__Your task__
Scan the data below. Pull out each line where "index" occurs.
>>>>
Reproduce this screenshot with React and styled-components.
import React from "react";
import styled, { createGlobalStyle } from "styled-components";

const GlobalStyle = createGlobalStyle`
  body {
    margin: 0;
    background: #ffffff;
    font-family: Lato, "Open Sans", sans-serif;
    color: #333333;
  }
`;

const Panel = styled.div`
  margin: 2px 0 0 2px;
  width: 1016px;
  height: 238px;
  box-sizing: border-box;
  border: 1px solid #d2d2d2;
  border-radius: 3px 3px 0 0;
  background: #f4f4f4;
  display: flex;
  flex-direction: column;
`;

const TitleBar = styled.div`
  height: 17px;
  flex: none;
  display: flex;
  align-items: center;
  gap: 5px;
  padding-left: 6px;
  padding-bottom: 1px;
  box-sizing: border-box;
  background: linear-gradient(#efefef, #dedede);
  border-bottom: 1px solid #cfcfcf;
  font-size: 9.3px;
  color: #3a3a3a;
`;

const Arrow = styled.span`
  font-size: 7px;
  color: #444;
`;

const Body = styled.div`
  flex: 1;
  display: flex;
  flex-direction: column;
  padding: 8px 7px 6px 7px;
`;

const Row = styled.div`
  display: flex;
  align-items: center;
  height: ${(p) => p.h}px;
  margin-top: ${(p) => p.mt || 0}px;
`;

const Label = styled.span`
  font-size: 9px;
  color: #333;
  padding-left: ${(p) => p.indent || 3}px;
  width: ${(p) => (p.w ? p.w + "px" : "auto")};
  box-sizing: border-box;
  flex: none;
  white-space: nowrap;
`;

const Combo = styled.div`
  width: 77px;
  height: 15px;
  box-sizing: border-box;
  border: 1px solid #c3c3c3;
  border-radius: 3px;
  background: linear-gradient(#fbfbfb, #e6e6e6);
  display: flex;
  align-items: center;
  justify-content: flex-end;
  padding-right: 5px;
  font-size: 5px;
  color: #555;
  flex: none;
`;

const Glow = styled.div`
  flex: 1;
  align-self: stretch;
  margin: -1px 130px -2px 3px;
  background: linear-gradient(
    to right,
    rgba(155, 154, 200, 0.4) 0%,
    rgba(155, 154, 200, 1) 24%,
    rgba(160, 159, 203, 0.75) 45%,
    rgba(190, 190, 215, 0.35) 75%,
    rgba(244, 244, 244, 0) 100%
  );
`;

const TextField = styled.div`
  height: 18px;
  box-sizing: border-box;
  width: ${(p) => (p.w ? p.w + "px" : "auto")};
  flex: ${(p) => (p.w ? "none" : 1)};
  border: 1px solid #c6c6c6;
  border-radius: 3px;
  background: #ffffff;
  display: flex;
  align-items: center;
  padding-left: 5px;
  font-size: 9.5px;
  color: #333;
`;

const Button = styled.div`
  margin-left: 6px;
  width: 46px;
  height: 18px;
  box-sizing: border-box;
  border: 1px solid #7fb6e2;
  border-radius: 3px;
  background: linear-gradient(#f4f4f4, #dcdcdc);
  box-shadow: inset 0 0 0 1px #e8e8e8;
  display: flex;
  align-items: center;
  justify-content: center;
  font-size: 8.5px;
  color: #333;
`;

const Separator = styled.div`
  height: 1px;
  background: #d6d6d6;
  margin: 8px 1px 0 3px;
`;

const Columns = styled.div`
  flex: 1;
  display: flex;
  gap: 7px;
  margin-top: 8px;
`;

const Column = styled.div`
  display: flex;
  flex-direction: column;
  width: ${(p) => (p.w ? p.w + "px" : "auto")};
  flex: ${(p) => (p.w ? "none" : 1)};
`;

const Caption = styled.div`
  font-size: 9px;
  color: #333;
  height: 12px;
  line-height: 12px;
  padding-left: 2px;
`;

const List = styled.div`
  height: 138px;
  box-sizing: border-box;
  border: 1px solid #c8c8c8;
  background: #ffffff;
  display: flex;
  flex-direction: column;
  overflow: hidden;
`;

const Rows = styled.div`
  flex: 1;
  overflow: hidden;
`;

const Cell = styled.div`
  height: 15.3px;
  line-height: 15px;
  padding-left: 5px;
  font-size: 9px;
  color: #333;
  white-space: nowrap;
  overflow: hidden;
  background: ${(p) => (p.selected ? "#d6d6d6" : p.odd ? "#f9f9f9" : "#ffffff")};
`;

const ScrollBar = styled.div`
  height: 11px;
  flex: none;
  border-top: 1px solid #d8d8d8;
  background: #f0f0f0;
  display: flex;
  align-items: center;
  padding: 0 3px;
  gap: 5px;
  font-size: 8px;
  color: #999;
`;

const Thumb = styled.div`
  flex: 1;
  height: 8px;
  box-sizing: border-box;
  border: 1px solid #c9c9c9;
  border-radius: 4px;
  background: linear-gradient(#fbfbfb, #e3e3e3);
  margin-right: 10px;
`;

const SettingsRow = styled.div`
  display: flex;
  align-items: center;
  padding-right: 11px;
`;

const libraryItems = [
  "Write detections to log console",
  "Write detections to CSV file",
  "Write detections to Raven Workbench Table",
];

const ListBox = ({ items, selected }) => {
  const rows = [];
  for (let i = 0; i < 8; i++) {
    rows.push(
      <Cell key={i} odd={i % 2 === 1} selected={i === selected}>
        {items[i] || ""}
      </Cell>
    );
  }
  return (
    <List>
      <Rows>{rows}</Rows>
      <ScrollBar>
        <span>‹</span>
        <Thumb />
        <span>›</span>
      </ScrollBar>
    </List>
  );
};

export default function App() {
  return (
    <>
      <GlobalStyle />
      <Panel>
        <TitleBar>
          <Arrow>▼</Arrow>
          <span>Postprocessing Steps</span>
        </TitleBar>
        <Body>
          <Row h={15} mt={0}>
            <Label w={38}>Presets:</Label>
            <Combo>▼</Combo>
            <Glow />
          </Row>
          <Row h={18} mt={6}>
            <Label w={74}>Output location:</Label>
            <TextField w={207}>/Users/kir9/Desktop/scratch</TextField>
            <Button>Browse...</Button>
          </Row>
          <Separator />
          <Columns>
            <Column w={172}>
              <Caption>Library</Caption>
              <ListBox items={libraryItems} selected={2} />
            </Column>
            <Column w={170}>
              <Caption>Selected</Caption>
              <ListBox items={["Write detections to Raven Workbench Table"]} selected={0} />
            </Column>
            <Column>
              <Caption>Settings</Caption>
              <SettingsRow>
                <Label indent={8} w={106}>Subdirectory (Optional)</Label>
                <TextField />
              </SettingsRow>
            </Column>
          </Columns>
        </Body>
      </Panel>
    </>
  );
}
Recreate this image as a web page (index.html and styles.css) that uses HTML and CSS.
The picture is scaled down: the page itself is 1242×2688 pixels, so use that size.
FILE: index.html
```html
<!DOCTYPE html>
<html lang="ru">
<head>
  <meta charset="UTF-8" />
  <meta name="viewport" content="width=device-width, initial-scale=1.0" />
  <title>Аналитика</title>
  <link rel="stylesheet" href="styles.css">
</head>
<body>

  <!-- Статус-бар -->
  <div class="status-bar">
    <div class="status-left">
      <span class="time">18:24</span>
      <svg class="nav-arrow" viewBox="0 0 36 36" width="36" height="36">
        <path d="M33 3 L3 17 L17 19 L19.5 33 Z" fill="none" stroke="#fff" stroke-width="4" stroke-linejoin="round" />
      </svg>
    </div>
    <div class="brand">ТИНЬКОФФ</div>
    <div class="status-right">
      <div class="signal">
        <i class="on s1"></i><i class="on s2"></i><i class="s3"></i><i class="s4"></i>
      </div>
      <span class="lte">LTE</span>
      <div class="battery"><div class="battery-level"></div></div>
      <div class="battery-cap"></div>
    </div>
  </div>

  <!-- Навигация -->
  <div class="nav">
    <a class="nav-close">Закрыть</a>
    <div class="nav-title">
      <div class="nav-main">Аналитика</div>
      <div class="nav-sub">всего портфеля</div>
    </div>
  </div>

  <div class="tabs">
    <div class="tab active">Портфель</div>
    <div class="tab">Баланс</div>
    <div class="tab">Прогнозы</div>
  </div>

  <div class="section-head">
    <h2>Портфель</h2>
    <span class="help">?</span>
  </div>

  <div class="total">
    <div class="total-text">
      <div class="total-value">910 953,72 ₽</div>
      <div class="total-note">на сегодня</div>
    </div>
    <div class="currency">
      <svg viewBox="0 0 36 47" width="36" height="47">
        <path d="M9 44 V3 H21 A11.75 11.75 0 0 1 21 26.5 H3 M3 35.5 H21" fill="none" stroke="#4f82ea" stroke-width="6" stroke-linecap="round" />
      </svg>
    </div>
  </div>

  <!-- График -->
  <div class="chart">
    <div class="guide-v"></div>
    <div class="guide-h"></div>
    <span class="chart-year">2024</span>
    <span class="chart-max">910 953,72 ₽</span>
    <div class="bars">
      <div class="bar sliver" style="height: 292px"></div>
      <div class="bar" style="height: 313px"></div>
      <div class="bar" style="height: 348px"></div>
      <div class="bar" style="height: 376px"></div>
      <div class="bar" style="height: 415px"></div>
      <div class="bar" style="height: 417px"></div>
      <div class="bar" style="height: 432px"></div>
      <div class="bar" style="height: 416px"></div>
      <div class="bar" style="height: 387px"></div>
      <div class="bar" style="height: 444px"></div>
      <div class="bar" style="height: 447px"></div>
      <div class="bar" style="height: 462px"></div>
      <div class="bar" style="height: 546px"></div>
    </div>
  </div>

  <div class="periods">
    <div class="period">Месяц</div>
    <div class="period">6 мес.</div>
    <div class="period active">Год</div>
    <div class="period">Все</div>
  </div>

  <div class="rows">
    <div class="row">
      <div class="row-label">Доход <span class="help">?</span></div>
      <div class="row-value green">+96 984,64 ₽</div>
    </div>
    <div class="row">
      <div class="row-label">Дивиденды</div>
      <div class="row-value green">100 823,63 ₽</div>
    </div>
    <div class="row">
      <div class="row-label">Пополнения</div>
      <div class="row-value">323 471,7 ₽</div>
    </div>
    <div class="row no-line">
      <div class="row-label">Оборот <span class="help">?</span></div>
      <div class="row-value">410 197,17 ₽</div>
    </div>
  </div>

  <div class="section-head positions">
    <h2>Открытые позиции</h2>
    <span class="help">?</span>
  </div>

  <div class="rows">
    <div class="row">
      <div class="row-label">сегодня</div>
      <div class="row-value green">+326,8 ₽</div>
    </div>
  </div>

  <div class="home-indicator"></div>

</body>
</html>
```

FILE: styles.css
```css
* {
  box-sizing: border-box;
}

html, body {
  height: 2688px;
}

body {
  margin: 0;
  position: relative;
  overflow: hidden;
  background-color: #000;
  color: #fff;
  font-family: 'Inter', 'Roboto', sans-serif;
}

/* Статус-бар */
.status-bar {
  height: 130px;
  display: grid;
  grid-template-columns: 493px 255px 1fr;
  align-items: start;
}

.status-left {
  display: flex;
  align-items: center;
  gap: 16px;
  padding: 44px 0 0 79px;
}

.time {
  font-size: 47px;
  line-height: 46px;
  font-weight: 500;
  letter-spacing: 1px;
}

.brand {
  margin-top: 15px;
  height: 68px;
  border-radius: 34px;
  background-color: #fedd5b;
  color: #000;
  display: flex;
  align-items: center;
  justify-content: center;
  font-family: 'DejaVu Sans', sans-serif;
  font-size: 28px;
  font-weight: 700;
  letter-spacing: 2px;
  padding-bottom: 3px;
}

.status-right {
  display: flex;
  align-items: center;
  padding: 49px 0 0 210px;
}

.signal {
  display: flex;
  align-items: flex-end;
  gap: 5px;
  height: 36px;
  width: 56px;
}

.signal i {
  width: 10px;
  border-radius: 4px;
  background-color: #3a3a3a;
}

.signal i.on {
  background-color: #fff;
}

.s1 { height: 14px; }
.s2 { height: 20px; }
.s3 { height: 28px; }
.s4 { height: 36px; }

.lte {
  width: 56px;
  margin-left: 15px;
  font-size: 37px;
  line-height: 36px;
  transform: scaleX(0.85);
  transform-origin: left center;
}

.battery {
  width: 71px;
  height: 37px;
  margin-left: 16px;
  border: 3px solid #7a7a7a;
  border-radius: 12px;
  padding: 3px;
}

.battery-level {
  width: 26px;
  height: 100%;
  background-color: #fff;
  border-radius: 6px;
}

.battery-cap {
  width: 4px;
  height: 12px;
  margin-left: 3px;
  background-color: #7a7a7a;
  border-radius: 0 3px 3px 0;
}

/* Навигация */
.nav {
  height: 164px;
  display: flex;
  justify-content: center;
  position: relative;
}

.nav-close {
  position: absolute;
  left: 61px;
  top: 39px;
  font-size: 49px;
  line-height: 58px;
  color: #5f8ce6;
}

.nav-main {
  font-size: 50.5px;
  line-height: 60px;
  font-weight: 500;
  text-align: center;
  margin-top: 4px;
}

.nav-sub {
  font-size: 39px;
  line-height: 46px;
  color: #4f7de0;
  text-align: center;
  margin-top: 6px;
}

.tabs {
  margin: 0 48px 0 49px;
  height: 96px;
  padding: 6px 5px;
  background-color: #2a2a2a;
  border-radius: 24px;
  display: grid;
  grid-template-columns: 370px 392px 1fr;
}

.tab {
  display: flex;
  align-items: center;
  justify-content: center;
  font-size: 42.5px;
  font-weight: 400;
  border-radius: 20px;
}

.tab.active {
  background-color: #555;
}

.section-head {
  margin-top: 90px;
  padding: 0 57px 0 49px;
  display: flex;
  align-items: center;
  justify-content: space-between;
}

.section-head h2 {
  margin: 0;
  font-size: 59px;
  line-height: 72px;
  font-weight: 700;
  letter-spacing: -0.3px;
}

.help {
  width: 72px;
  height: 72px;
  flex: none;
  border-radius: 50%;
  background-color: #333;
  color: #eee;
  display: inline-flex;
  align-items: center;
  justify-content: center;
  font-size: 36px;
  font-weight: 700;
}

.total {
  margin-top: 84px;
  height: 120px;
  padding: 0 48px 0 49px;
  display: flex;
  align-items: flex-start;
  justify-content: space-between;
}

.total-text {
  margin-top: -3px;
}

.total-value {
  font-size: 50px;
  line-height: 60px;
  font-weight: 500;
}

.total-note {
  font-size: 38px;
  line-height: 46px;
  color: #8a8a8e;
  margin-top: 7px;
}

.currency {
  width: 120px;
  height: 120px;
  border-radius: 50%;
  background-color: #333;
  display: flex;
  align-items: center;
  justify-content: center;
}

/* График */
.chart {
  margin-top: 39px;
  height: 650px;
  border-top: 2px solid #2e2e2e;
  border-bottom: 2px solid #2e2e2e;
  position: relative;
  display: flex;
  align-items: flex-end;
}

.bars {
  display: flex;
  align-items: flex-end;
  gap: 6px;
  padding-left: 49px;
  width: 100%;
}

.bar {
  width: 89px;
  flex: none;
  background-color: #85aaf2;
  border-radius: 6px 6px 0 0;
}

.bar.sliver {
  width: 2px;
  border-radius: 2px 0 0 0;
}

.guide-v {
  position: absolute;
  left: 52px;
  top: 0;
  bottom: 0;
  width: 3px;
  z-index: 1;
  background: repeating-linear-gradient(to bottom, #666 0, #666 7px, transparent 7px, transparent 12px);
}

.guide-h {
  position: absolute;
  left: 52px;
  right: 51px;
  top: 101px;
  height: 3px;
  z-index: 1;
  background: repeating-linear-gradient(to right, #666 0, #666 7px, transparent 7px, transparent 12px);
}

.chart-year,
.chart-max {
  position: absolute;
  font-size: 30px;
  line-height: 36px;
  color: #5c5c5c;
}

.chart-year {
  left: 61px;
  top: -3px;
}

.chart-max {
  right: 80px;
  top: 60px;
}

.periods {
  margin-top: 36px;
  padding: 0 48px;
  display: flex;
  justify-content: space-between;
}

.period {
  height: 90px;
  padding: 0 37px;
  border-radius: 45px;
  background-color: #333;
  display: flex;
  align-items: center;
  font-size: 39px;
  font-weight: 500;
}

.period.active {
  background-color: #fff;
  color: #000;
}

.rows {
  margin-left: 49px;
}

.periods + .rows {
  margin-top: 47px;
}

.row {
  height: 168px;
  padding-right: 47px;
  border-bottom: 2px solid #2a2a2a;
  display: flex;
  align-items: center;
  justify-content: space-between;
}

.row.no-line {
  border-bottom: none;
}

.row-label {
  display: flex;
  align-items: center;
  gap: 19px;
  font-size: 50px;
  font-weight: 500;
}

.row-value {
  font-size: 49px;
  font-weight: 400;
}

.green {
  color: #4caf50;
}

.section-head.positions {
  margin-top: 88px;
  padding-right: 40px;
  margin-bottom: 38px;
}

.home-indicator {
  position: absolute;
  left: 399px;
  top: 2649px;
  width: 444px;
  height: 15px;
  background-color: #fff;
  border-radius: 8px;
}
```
<<<<
__Answer to the task__
Recreate this image as a web page (index.html and styles.css) that uses HTML and CSS.
FILE: index.html
  z-index: 1;
  z-index: 1;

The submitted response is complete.